== Exercise prompt ==
Extract, from the listing that follows, each line containing the word "full".
start
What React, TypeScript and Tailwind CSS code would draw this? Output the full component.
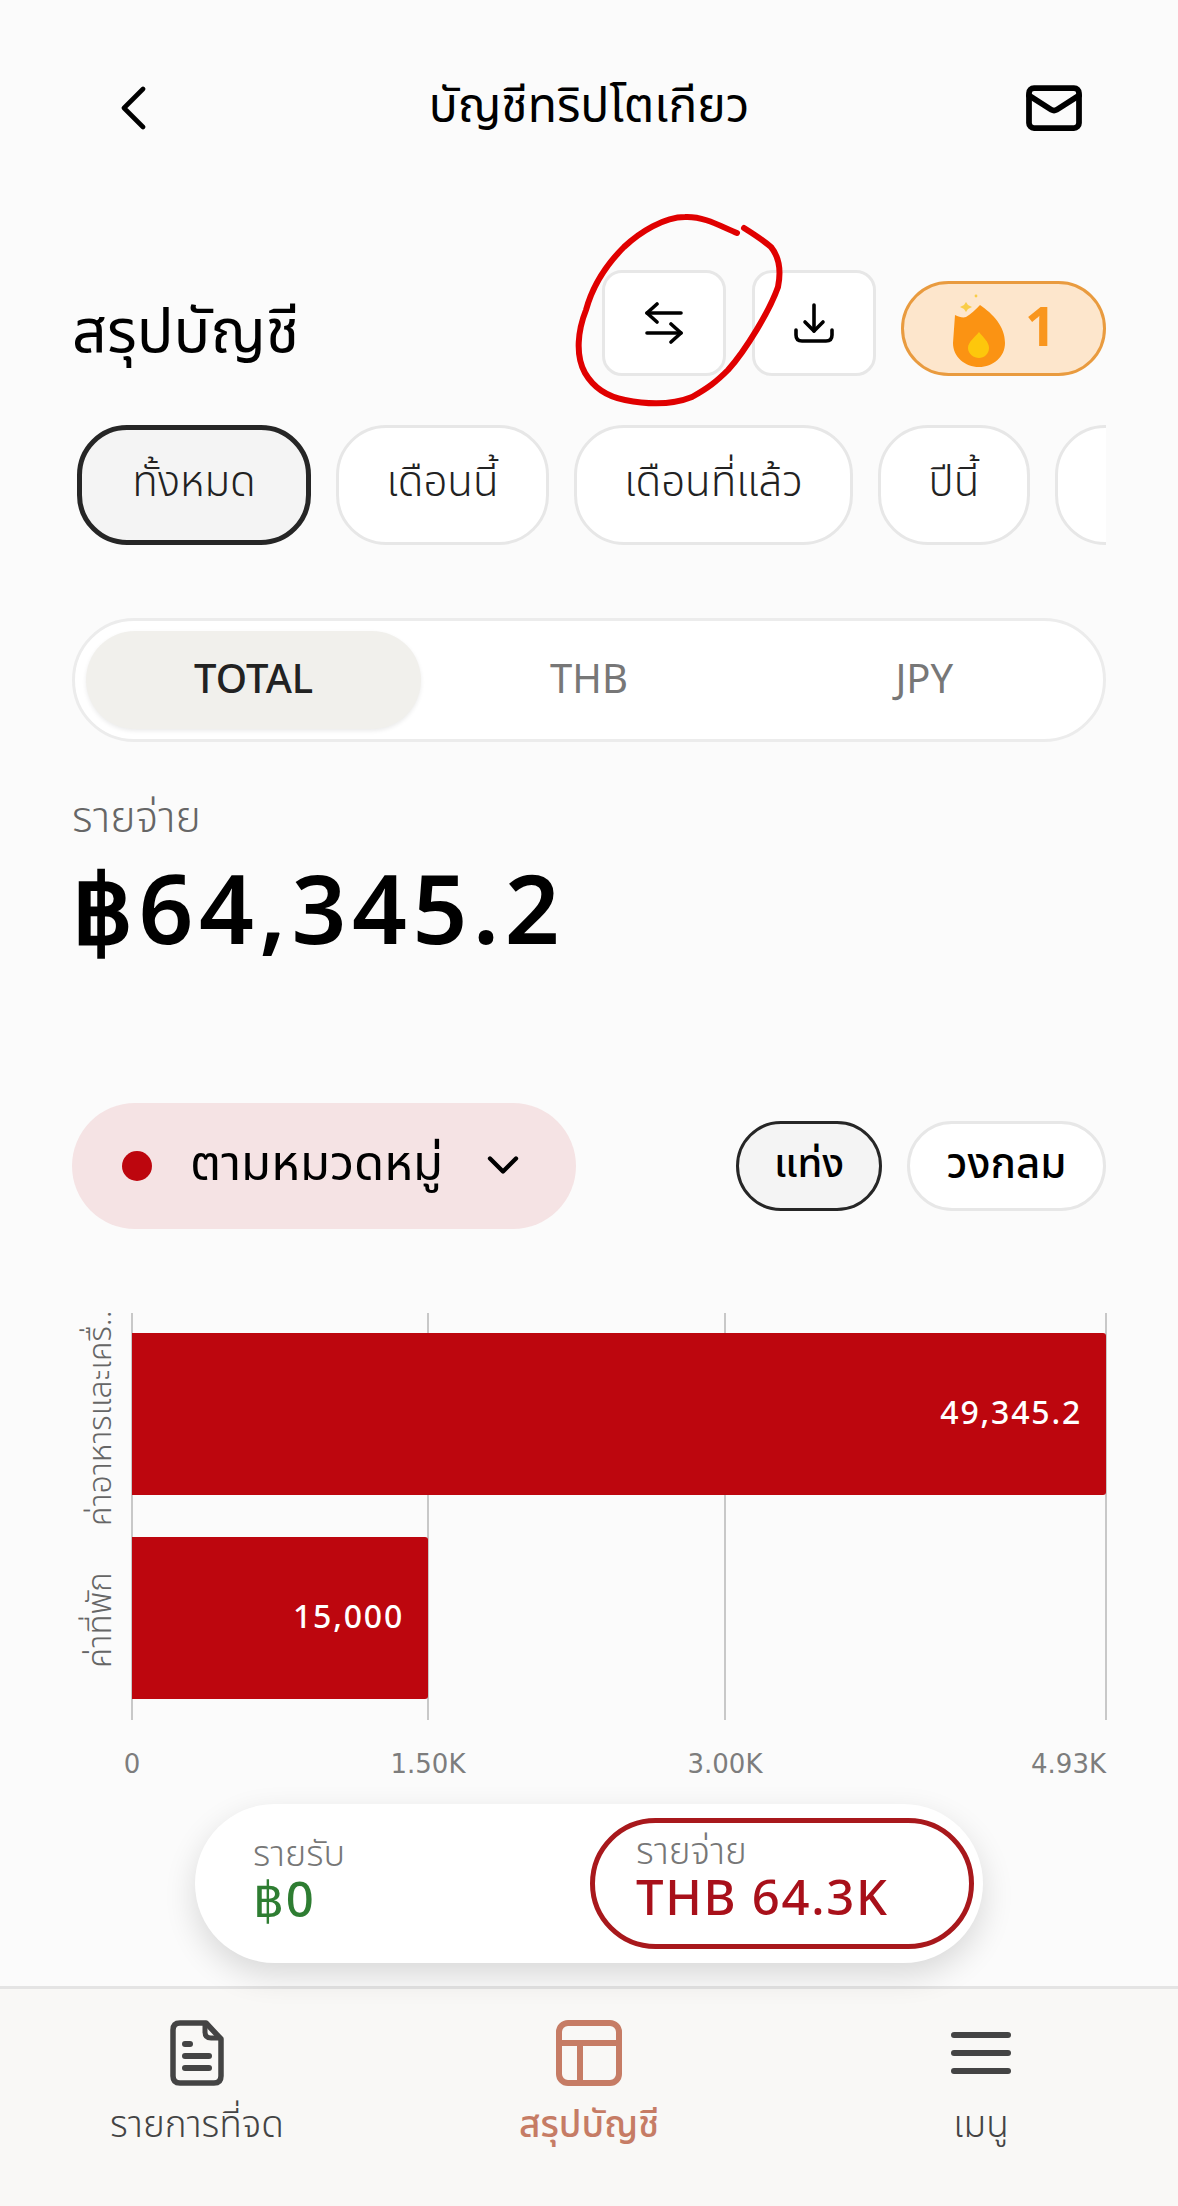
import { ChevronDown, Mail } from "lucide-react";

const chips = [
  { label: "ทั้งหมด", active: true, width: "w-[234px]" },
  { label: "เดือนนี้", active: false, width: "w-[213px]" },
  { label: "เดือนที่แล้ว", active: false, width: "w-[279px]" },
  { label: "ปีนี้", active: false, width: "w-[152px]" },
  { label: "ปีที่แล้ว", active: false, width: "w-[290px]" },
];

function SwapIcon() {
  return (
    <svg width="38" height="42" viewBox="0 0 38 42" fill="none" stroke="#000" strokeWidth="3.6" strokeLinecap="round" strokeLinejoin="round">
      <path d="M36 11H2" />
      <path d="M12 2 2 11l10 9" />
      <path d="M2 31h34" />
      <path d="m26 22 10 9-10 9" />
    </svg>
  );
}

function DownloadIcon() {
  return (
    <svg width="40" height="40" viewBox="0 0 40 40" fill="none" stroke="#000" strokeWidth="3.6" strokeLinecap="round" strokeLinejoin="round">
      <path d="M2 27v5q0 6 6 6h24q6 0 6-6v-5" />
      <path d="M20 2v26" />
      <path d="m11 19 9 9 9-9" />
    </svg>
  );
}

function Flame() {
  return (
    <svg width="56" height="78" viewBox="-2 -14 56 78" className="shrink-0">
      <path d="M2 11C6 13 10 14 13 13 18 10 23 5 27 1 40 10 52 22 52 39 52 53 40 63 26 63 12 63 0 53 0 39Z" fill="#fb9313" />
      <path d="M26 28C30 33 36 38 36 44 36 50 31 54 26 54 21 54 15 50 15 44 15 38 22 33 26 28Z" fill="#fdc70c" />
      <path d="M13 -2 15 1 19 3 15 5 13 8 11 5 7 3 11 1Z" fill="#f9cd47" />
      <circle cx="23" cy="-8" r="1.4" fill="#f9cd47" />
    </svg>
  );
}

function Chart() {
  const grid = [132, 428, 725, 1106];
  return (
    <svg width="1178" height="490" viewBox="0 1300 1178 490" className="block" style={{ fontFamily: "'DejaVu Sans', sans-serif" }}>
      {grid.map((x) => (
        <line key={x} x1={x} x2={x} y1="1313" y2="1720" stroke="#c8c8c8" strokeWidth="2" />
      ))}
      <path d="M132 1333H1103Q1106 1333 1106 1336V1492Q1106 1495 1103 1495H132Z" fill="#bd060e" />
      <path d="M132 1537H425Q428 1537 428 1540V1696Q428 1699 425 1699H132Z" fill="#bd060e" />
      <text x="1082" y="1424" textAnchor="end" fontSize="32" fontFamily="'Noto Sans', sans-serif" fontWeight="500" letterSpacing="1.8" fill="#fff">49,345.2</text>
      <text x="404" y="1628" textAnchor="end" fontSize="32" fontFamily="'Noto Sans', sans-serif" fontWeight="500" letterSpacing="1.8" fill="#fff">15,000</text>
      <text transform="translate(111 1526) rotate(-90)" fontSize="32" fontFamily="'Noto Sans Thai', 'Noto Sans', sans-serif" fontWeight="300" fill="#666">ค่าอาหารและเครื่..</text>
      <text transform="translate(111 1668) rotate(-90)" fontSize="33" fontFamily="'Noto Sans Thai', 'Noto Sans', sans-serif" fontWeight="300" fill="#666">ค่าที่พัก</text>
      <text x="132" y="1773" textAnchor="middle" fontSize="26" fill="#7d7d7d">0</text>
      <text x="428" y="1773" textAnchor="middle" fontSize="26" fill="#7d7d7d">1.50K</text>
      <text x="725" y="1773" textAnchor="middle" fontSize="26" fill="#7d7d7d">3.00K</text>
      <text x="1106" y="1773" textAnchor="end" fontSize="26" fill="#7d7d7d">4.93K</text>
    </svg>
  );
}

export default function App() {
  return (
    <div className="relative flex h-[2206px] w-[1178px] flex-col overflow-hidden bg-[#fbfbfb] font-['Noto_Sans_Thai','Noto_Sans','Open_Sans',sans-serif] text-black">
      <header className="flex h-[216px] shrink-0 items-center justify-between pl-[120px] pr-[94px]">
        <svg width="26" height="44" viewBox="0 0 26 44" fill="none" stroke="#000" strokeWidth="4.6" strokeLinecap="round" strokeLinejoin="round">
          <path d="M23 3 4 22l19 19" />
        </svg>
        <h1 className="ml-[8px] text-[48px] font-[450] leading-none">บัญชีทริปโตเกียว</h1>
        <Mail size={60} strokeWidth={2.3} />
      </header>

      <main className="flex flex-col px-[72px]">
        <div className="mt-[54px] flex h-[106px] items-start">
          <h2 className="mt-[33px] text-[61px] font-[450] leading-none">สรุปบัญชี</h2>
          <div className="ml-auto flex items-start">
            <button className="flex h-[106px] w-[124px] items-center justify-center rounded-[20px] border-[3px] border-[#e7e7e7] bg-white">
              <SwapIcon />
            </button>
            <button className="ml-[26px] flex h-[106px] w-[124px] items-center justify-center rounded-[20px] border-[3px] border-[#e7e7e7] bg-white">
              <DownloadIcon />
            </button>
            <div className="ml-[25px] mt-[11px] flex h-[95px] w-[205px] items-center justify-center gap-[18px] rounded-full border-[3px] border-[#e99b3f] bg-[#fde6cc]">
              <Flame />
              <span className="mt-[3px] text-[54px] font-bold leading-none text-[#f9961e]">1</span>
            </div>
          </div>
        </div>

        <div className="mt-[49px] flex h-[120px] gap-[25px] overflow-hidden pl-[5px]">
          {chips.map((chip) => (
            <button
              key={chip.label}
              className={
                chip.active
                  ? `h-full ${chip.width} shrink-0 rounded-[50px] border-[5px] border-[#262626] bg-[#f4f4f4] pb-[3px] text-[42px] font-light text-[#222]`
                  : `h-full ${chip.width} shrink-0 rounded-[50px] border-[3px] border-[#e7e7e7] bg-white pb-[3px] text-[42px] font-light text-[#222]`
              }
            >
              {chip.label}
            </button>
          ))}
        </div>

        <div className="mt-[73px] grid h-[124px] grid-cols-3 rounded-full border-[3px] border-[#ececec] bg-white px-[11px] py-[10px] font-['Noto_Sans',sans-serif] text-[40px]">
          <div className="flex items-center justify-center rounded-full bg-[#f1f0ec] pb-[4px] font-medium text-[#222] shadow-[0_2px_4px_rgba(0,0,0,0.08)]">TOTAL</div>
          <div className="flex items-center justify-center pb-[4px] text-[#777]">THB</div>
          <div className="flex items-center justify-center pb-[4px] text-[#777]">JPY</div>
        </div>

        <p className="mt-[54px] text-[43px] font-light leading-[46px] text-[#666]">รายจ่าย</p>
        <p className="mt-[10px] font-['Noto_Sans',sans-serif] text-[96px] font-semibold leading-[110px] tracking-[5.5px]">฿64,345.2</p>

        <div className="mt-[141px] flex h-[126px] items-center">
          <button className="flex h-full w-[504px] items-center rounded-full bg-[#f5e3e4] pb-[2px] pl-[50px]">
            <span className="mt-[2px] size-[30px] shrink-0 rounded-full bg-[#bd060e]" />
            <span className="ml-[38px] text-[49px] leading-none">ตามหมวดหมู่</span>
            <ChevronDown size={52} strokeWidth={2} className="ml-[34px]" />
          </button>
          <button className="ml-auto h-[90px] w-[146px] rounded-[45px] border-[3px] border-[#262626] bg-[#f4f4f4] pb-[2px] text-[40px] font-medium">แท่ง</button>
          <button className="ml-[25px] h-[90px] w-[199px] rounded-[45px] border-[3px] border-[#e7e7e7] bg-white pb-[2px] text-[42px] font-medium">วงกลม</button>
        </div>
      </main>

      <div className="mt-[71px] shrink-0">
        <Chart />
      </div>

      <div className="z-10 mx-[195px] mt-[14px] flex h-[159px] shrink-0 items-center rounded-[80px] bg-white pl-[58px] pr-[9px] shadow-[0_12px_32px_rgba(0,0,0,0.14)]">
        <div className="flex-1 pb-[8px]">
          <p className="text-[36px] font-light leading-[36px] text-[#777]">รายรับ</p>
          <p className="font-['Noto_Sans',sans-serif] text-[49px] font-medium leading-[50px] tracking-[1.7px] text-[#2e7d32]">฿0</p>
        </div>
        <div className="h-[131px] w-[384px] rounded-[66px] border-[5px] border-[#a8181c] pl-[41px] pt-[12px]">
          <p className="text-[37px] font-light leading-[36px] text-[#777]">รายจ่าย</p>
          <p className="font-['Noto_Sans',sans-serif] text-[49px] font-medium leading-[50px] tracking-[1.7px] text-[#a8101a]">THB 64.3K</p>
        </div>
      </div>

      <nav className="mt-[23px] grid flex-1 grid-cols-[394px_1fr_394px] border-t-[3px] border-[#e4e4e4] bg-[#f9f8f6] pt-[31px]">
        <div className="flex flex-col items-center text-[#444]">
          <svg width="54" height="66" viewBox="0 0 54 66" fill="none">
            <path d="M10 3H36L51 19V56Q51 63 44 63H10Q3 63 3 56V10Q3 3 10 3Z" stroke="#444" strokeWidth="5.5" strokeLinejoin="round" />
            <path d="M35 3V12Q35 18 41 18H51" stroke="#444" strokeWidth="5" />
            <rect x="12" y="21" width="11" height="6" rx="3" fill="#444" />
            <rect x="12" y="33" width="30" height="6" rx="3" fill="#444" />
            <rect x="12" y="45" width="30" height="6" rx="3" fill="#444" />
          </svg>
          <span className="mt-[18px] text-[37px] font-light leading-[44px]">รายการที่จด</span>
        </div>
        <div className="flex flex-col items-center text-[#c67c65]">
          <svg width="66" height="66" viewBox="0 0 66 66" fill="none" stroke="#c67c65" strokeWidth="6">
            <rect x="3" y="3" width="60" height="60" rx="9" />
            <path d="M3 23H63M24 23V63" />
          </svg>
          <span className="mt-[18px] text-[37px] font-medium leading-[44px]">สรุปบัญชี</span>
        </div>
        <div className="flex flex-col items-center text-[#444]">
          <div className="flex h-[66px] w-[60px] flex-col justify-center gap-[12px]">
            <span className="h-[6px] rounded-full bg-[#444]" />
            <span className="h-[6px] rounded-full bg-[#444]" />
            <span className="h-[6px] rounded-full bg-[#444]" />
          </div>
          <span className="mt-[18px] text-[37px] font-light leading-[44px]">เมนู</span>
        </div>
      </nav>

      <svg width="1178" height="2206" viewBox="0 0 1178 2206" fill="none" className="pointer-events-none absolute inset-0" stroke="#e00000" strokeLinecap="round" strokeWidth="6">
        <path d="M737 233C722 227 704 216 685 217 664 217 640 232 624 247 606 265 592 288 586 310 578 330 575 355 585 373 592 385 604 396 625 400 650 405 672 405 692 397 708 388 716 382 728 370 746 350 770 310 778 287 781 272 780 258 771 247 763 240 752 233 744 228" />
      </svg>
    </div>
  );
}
end
== Completed task ==
What React, TypeScript and Tailwind CSS code would draw this? Output the full component.
            <div className="ml-[25px] mt-[11px] flex h-[95px] w-[205px] items-center justify-center gap-[18px] rounded-full border-[3px] border-[#e99b3f] bg-[#fde6cc]">
                  ? `h-full ${chip.width} shrink-0 rounded-[50px] border-[5px] border-[#262626] bg-[#f4f4f4] pb-[3px] text-[42px] font-light text-[#222]`
                  : `h-full ${chip.width} shrink-0 rounded-[50px] border-[3px] border-[#e7e7e7] bg-white pb-[3px] text-[42px] font-light text-[#222]`
        <div className="mt-[73px] grid h-[124px] grid-cols-3 rounded-full border-[3px] border-[#ececec] bg-white px-[11px] py-[10px] font-['Noto_Sans',sans-serif] text-[40px]">
          <div className="flex items-center justify-center rounded-full bg-[#f1f0ec] pb-[4px] font-medium text-[#222] shadow-[0_2px_4px_rgba(0,0,0,0.08)]">TOTAL</div>
          <button className="flex h-full w-[504px] items-center rounded-full bg-[#f5e3e4] pb-[2px] pl-[50px]">
            <span className="mt-[2px] size-[30px] shrink-0 rounded-full bg-[#bd060e]" />
            <span className="h-[6px] rounded-full bg-[#444]" />
            <span className="h-[6px] rounded-full bg-[#444]" />
            <span className="h-[6px] rounded-full bg-[#444]" />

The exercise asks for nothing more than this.